*What needs to be done*
Transcribe every line exactly. Leave the pictures behind.

*Stored data*
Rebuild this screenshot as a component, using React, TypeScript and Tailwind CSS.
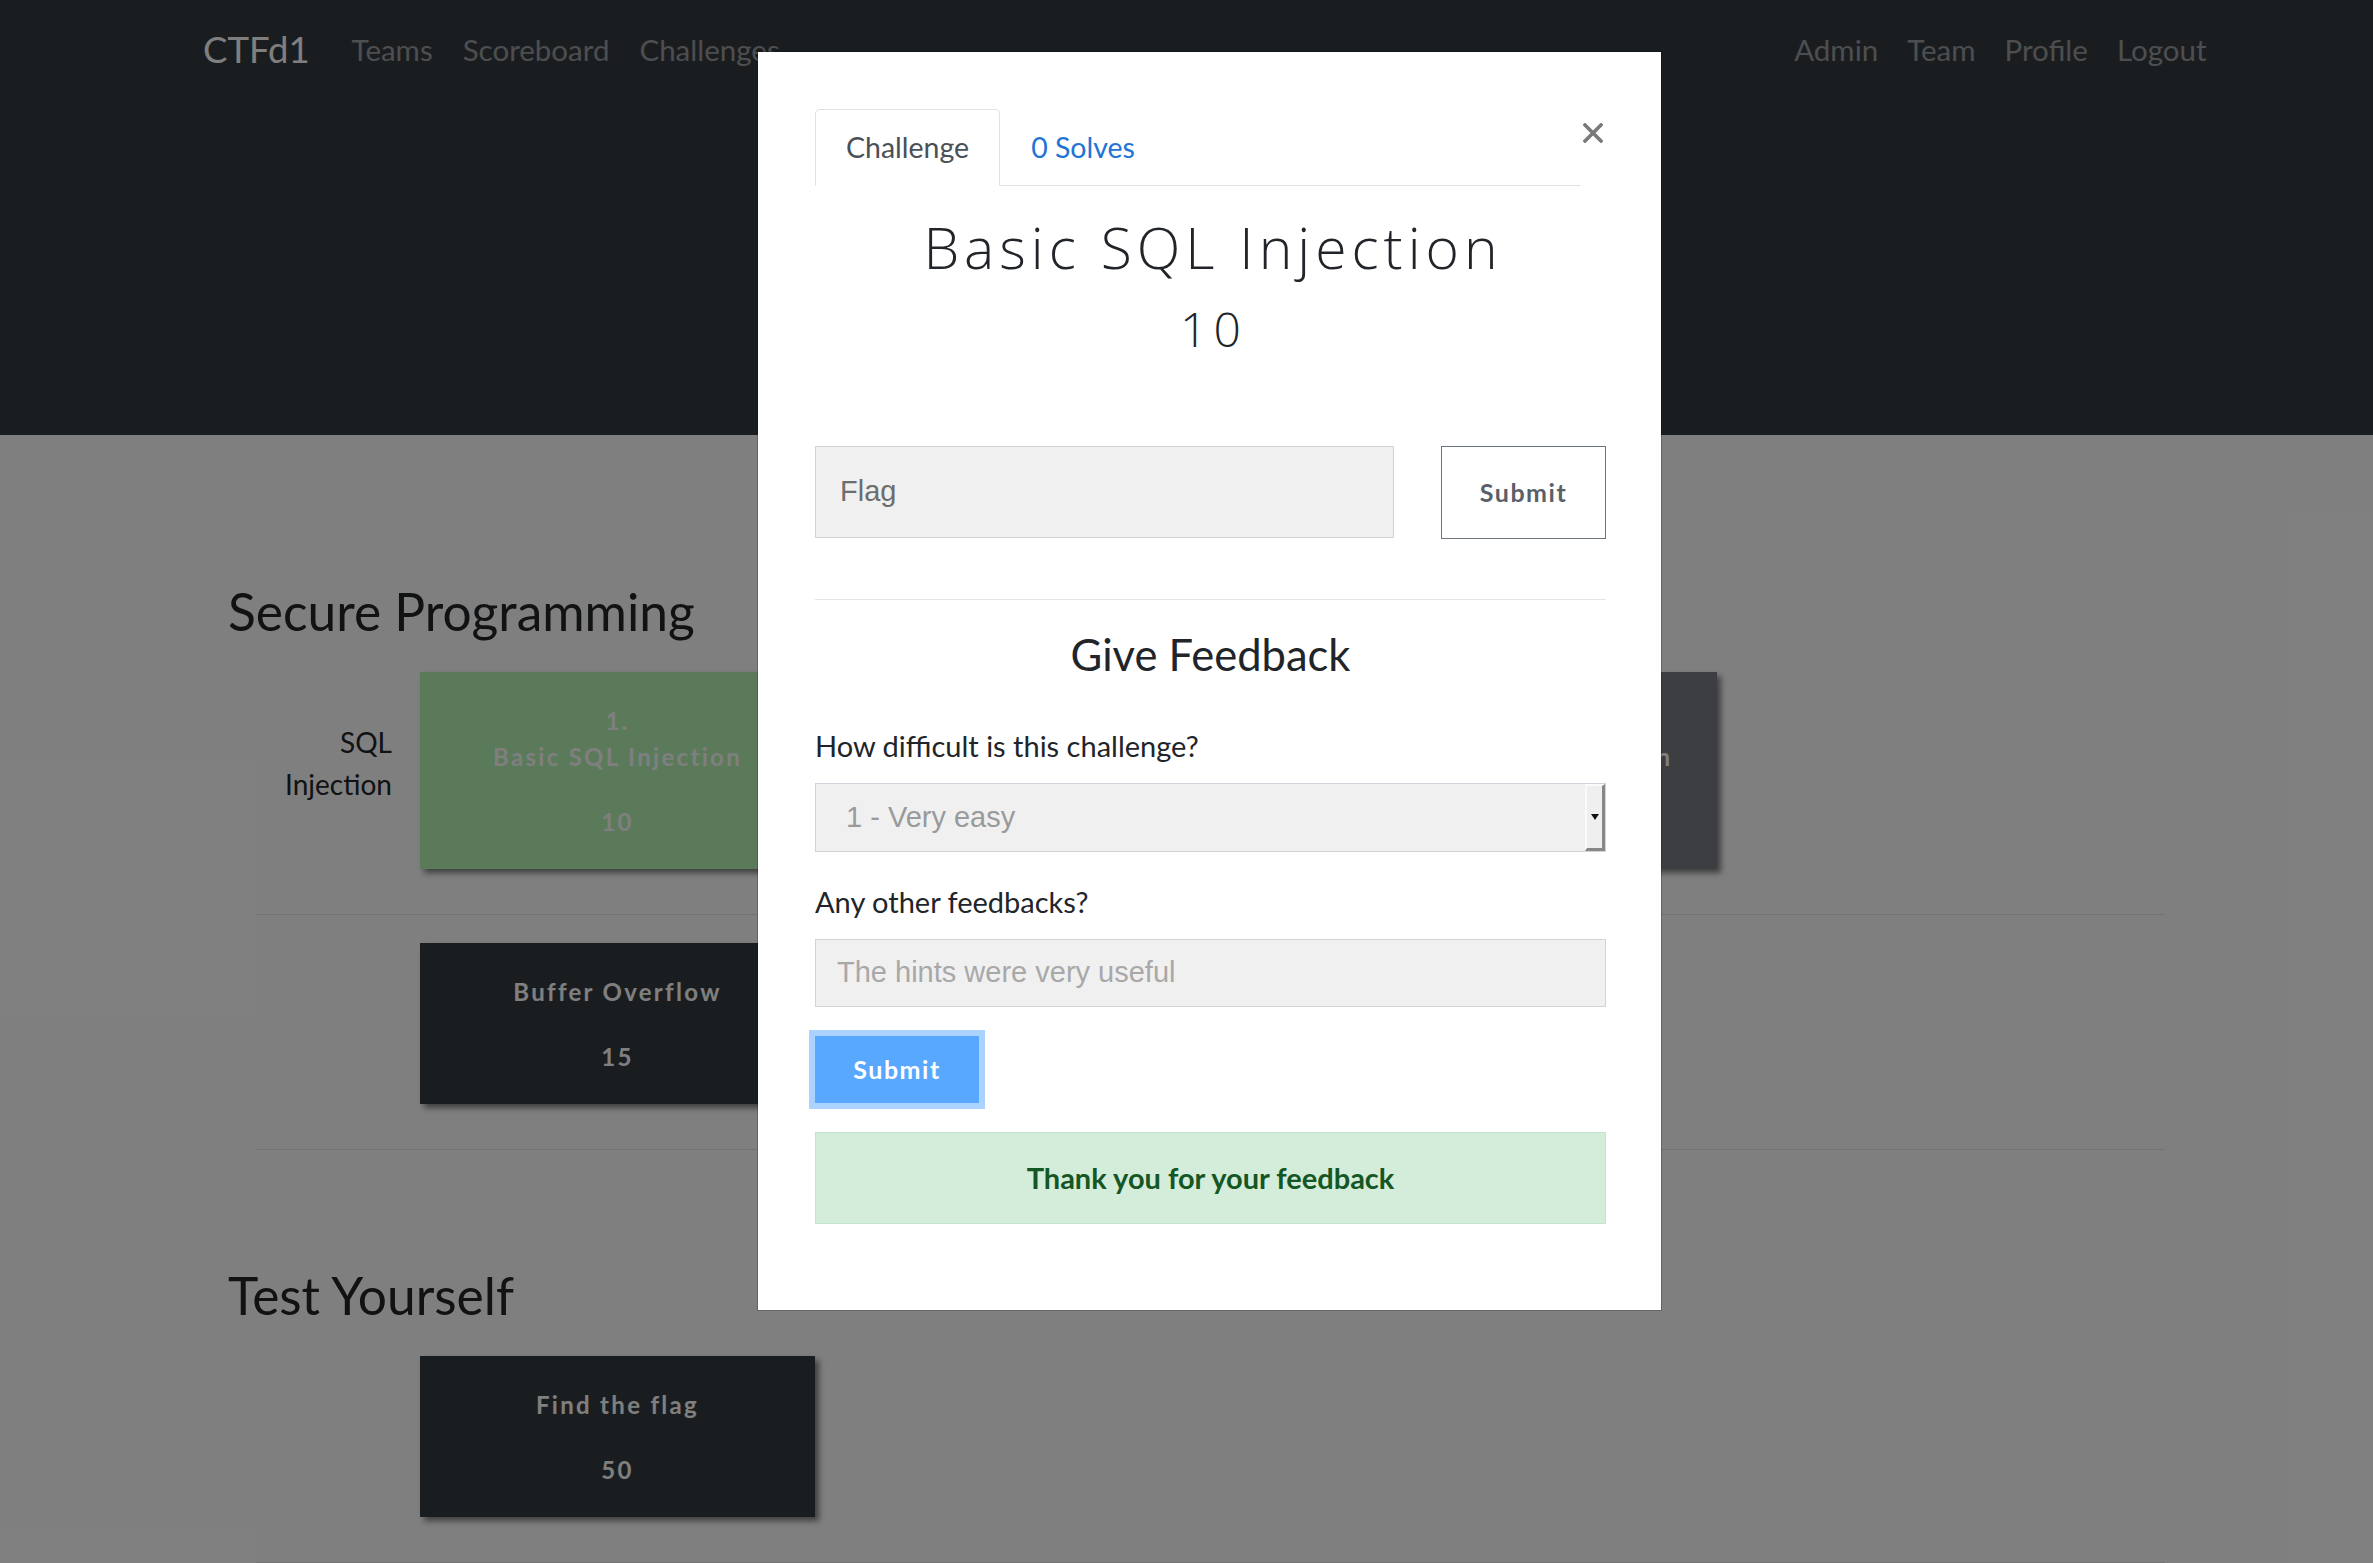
import React from "react";

interface CardProps {
  lines: string[];
  points: number;
  bg: string;
}

function ChallengeCard({ lines, points, bg }: CardProps) {
  return (
    <div
      className={`w-[395px] shrink-0 pt-[31px] pb-[29px] text-center text-white shadow-[4px_4px_6px_rgba(0,0,0,0.5)] ${bg}`}
    >
      {lines.map((line) => (
        <div key={line} className="text-[24px] font-bold leading-[36px] tracking-[2.3px]">
          {line}
        </div>
      ))}
      <div className="mt-[29px] text-[24px] font-bold leading-[36px] tracking-[2.3px]">{points}</div>
    </div>
  );
}

function CategoryRow({ label, children }: { label?: string[]; children: React.ReactNode }) {
  return (
    <div className="flex border-b border-black/10 pt-[28px] pb-[45px]">
      <div className="w-[136px] shrink-0 pt-[49px] text-right text-[28px] leading-[42px] text-[#212529]">
        {label?.map((l) => (
          <div key={l}>{l}</div>
        ))}
      </div>
      <div className="ml-[28px] flex gap-[56px]">{children}</div>
    </div>
  );
}

function ChallengeModal() {
  return (
    <div className="absolute left-[757px] top-[51px] h-[1260px] w-[905px] border border-black/20 bg-white bg-clip-padding pl-[57px] pr-[55px] pt-[57px]">
      {/* Tabs */}
      <div className="flex items-start">
        <div className="flex flex-1 border-b border-[#dee2e6]">
          <div className="-mb-px rounded-t-[5px] border border-[#dee2e6] border-b-white bg-white px-[30px] py-[20px] text-[28.5px] leading-[1.2] text-[#495057]">
            Challenge
          </div>
          <div className="border border-transparent px-[30px] py-[20px] text-[28.5px] leading-[1.2] text-[#2174d4]">
            0 Solves
          </div>
        </div>
        <button className="mt-[14px] flex w-[26px] justify-center">
          <svg width="20" height="20" viewBox="0 0 20 20">
            <path d="M2 2L18 18M18 2L2 18" stroke="#7a7a7a" strokeWidth="3.6" strokeLinecap="square" />
          </svg>
        </button>
      </div>

      <h3 className="mt-[27px] pl-[5px] text-center font-['Open_Sans',sans-serif] text-[57px] font-light leading-[1.2] tracking-[5px] text-[#212529]">
        Basic SQL Injection
      </h3>
      <div className="mt-[18px] pl-[6px] text-center font-['Open_Sans',sans-serif] text-[48px] font-light leading-[1.2] tracking-[6px] text-[#212529]">
        10
      </div>

      {/* Flag submission */}
      <div className="mt-[89px] flex items-start justify-between">
        <div className="flex h-[92px] w-[579px] items-center border border-[#d0d4da] bg-[#f0f0f0] pl-[24px] font-['Liberation_Sans',Arial,sans-serif] text-[29px] text-[#6d6d6d]">
          Flag
        </div>
        <button className="h-[93px] w-[165px] border-[1.5px] border-[#6c757d] bg-white text-[25px] font-bold tracking-[1.5px] text-[#5a6068]">
          Submit
        </button>
      </div>

      <div className="mt-[60px] border-t border-[#e6e6e6]" />

      {/* Feedback form */}
      <h4 className="mt-[28px] text-center text-[43.5px] leading-[1.2] text-[#212529]">Give Feedback</h4>

      <div className="mt-[49px] text-[29px] leading-[1.2] text-[#212529]">How difficult is this challenge?</div>
      <div className="mt-[19px] flex h-[69px] items-stretch border border-[#d0d4da] bg-[#f0f0f0]">
        <div className="flex flex-1 items-center pl-[30px] font-['Liberation_Sans',Arial,sans-serif] text-[29px] text-[#9a9a9a]">
          1 - Very easy
        </div>
        <div className="flex w-[20px] items-center justify-center border-b-[3px] border-l-[2px] border-r-[3px] border-t-[2px] border-b-[#888] border-l-[#fafafa] border-r-[#888] border-t-[#fafafa] bg-[#efefef]">
          <svg width="8" height="6" viewBox="0 0 8 6">
            <path d="M0 0H8L4 6Z" fill="#111" />
          </svg>
        </div>
      </div>

      <div className="mt-[33px] text-[29px] leading-[1.2] text-[#212529]">Any other feedbacks?</div>
      <div className="mt-[19px] flex h-[68px] items-center border border-[#d0d4da] bg-[#f0f0f0] pl-[21px] font-['Liberation_Sans',Arial,sans-serif] text-[29px] text-[#a8a8a8]">
        The hints were very useful
      </div>

      <button className="mt-[29px] h-[67px] w-[164px] bg-[#58a8ff] text-[25px] font-bold tracking-[1.5px] text-white ring-[6px] ring-[#acd3ff]">
        Submit
      </button>

      <div className="mt-[29px] flex h-[92px] items-center justify-center border border-[#c3e6cb] bg-[#d4edda] text-[29px] font-bold text-[#155724]">
        Thank you for your feedback
      </div>
    </div>
  );
}

export default function App() {
  const leftLinks = ["Teams", "Scoreboard", "Challenges"];
  const rightLinks = ["Admin", "Team", "Profile", "Logout"];

  return (
    <div className="relative h-[1563px] overflow-hidden bg-white font-['Lato',sans-serif]">
      {/* Navbar + jumbotron */}
      <div className="bg-[#343a40]">
        <nav className="flex h-[100px] items-center pl-[203px] pr-[152px]">
          <span className="mr-[27px] text-[36.5px] leading-[1.2] text-white">CTFd1</span>
          {leftLinks.map((l) => (
            <span key={l} className="px-[15px] text-[29.5px] leading-[1.2] text-white/50">
              {l}
            </span>
          ))}
          <div className="flex-1" />
          {rightLinks.map((l) => (
            <span key={l} className="px-[14.5px] text-[29.5px] leading-[1.2] text-white/50">
              {l}
            </span>
          ))}
        </nav>
        <div className="h-[335px]" />
      </div>

      {/* Challenge board */}
      <main className="pt-[146px]">
        <h2 className="mb-[1px] pl-[228px] text-[51.5px] leading-[1.2] text-[#212529]">Secure Programming</h2>
        <div className="ml-[256px] w-[1909px]">
          <CategoryRow label={["SQL", "Injection"]}>
            <ChallengeCard lines={["1.", "Basic SQL Injection"]} points={10} bg="bg-[#b4f4b4]" />
            <ChallengeCard lines={["2.", "Union SQL Injection"]} points={20} bg="bg-[#343a40]" />
            <ChallengeCard lines={["3.", "Advanced SQL Injection"]} points={30} bg="bg-[#7b7c84]" />
          </CategoryRow>
          <CategoryRow>
            <ChallengeCard lines={["Buffer Overflow"]} points={15} bg="bg-[#343a40]" />
          </CategoryRow>
        </div>

        <h2 className="mb-[1px] mt-[115px] pl-[228px] text-[51.5px] leading-[1.2] text-[#212529]">Test Yourself</h2>
        <div className="ml-[256px] w-[1909px]">
          <CategoryRow>
            <ChallengeCard lines={["Find the flag"]} points={50} bg="bg-[#343a40]" />
          </CategoryRow>
        </div>
      </main>

      {/* Backdrop */}
      <div className="absolute inset-0 bg-black/50" />

      <ChallengeModal />
    </div>
  );
}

*Reply to the exercise*
Rebuild this screenshot as a component, using React, TypeScript and Tailwind CSS.
import React from "react";

interface CardProps {
  lines: string[];
  points: number;
  bg: string;
}

function ChallengeCard({ lines, points, bg }: CardProps) {
  return (
    <div
      className={`w-[395px] shrink-0 pt-[31px] pb-[29px] text-center text-white shadow-[4px_4px_6px_rgba(0,0,0,0.5)] ${bg}`}
    >
      {lines.map((line) => (
        <div key={line} className="text-[24px] font-bold leading-[36px] tracking-[2.3px]">
          {line}
        </div>
      ))}
      <div className="mt-[29px] text-[24px] font-bold leading-[36px] tracking-[2.3px]">{points}</div>
    </div>
  );
}

function CategoryRow({ label, children }: { label?: string[]; children: React.ReactNode }) {
  return (
    <div className="flex border-b border-black/10 pt-[28px] pb-[45px]">
      <div className="w-[136px] shrink-0 pt-[49px] text-right text-[28px] leading-[42px] text-[#212529]">
        {label?.map((l) => (
          <div key={l}>{l}</div>
        ))}
      </div>
      <div className="ml-[28px] flex gap-[56px]">{children}</div>
    </div>
  );
}

function ChallengeModal() {
  return (
    <div className="absolute left-[757px] top-[51px] h-[1260px] w-[905px] border border-black/20 bg-white bg-clip-padding pl-[57px] pr-[55px] pt-[57px]">
      {/* Tabs */}
      <div className="flex items-start">
        <div className="flex flex-1 border-b border-[#dee2e6]">
          <div className="-mb-px rounded-t-[5px] border border-[#dee2e6] border-b-white bg-white px-[30px] py-[20px] text-[28.5px] leading-[1.2] text-[#495057]">
            Challenge
          </div>
          <div className="border border-transparent px-[30px] py-[20px] text-[28.5px] leading-[1.2] text-[#2174d4]">
            0 Solves
          </div>
        </div>
        <button className="mt-[14px] flex w-[26px] justify-center">
          <svg width="20" height="20" viewBox="0 0 20 20">
            <path d="M2 2L18 18M18 2L2 18" stroke="#7a7a7a" strokeWidth="3.6" strokeLinecap="square" />
          </svg>
        </button>
      </div>

      <h3 className="mt-[27px] pl-[5px] text-center font-['Open_Sans',sans-serif] text-[57px] font-light leading-[1.2] tracking-[5px] text-[#212529]">
        Basic SQL Injection
      </h3>
      <div className="mt-[18px] pl-[6px] text-center font-['Open_Sans',sans-serif] text-[48px] font-light leading-[1.2] tracking-[6px] text-[#212529]">
        10
      </div>

      {/* Flag submission */}
      <div className="mt-[89px] flex items-start justify-between">
        <div className="flex h-[92px] w-[579px] items-center border border-[#d0d4da] bg-[#f0f0f0] pl-[24px] font-['Liberation_Sans',Arial,sans-serif] text-[29px] text-[#6d6d6d]">
          Flag
        </div>
        <button className="h-[93px] w-[165px] border-[1.5px] border-[#6c757d] bg-white text-[25px] font-bold tracking-[1.5px] text-[#5a6068]">
          Submit
        </button>
      </div>

      <div className="mt-[60px] border-t border-[#e6e6e6]" />

      {/* Feedback form */}
      <h4 className="mt-[28px] text-center text-[43.5px] leading-[1.2] text-[#212529]">Give Feedback</h4>

      <div className="mt-[49px] text-[29px] leading-[1.2] text-[#212529]">How difficult is this challenge?</div>
      <div className="mt-[19px] flex h-[69px] items-stretch border border-[#d0d4da] bg-[#f0f0f0]">
        <div className="flex flex-1 items-center pl-[30px] font-['Liberation_Sans',Arial,sans-serif] text-[29px] text-[#9a9a9a]">
          1 - Very easy
        </div>
        <div className="flex w-[20px] items-center justify-center border-b-[3px] border-l-[2px] border-r-[3px] border-t-[2px] border-b-[#888] border-l-[#fafafa] border-r-[#888] border-t-[#fafafa] bg-[#efefef]">
          <svg width="8" height="6" viewBox="0 0 8 6">
            <path d="M0 0H8L4 6Z" fill="#111" />
          </svg>
        </div>
      </div>

      <div className="mt-[33px] text-[29px] leading-[1.2] text-[#212529]">Any other feedbacks?</div>
      <div className="mt-[19px] flex h-[68px] items-center border border-[#d0d4da] bg-[#f0f0f0] pl-[21px] font-['Liberation_Sans',Arial,sans-serif] text-[29px] text-[#a8a8a8]">
        The hints were very useful
      </div>

      <button className="mt-[29px] h-[67px] w-[164px] bg-[#58a8ff] text-[25px] font-bold tracking-[1.5px] text-white ring-[6px] ring-[#acd3ff]">
        Submit
      </button>

      <div className="mt-[29px] flex h-[92px] items-center justify-center border border-[#c3e6cb] bg-[#d4edda] text-[29px] font-bold text-[#155724]">
        Thank you for your feedback
      </div>
    </div>
  );
}

export default function App() {
  const leftLinks = ["Teams", "Scoreboard", "Challenges"];
  const rightLinks = ["Admin", "Team", "Profile", "Logout"];

  return (
    <div className="relative h-[1563px] overflow-hidden bg-white font-['Lato',sans-serif]">
      {/* Navbar + jumbotron */}
      <div className="bg-[#343a40]">
        <nav className="flex h-[100px] items-center pl-[203px] pr-[152px]">
          <span className="mr-[27px] text-[36.5px] leading-[1.2] text-white">CTFd1</span>
          {leftLinks.map((l) => (
            <span key={l} className="px-[15px] text-[29.5px] leading-[1.2] text-white/50">
              {l}
            </span>
          ))}
          <div className="flex-1" />
          {rightLinks.map((l) => (
            <span key={l} className="px-[14.5px] text-[29.5px] leading-[1.2] text-white/50">
              {l}
            </span>
          ))}
        </nav>
        <div className="h-[335px]" />
      </div>

      {/* Challenge board */}
      <main className="pt-[146px]">
        <h2 className="mb-[1px] pl-[228px] text-[51.5px] leading-[1.2] text-[#212529]">Secure Programming</h2>
        <div className="ml-[256px] w-[1909px]">
          <CategoryRow label={["SQL", "Injection"]}>
            <ChallengeCard lines={["1.", "Basic SQL Injection"]} points={10} bg="bg-[#b4f4b4]" />
            <ChallengeCard lines={["2.", "Union SQL Injection"]} points={20} bg="bg-[#343a40]" />
            <ChallengeCard lines={["3.", "Advanced SQL Injection"]} points={30} bg="bg-[#7b7c84]" />
          </CategoryRow>
          <CategoryRow>
            <ChallengeCard lines={["Buffer Overflow"]} points={15} bg="bg-[#343a40]" />
          </CategoryRow>
        </div>

        <h2 className="mb-[1px] mt-[115px] pl-[228px] text-[51.5px] leading-[1.2] text-[#212529]">Test Yourself</h2>
        <div className="ml-[256px] w-[1909px]">
          <CategoryRow>
            <ChallengeCard lines={["Find the flag"]} points={50} bg="bg-[#343a40]" />
          </CategoryRow>
        </div>
      </main>

      {/* Backdrop */}
      <div className="absolute inset-0 bg-black/50" />

      <ChallengeModal />
    </div>
  );
}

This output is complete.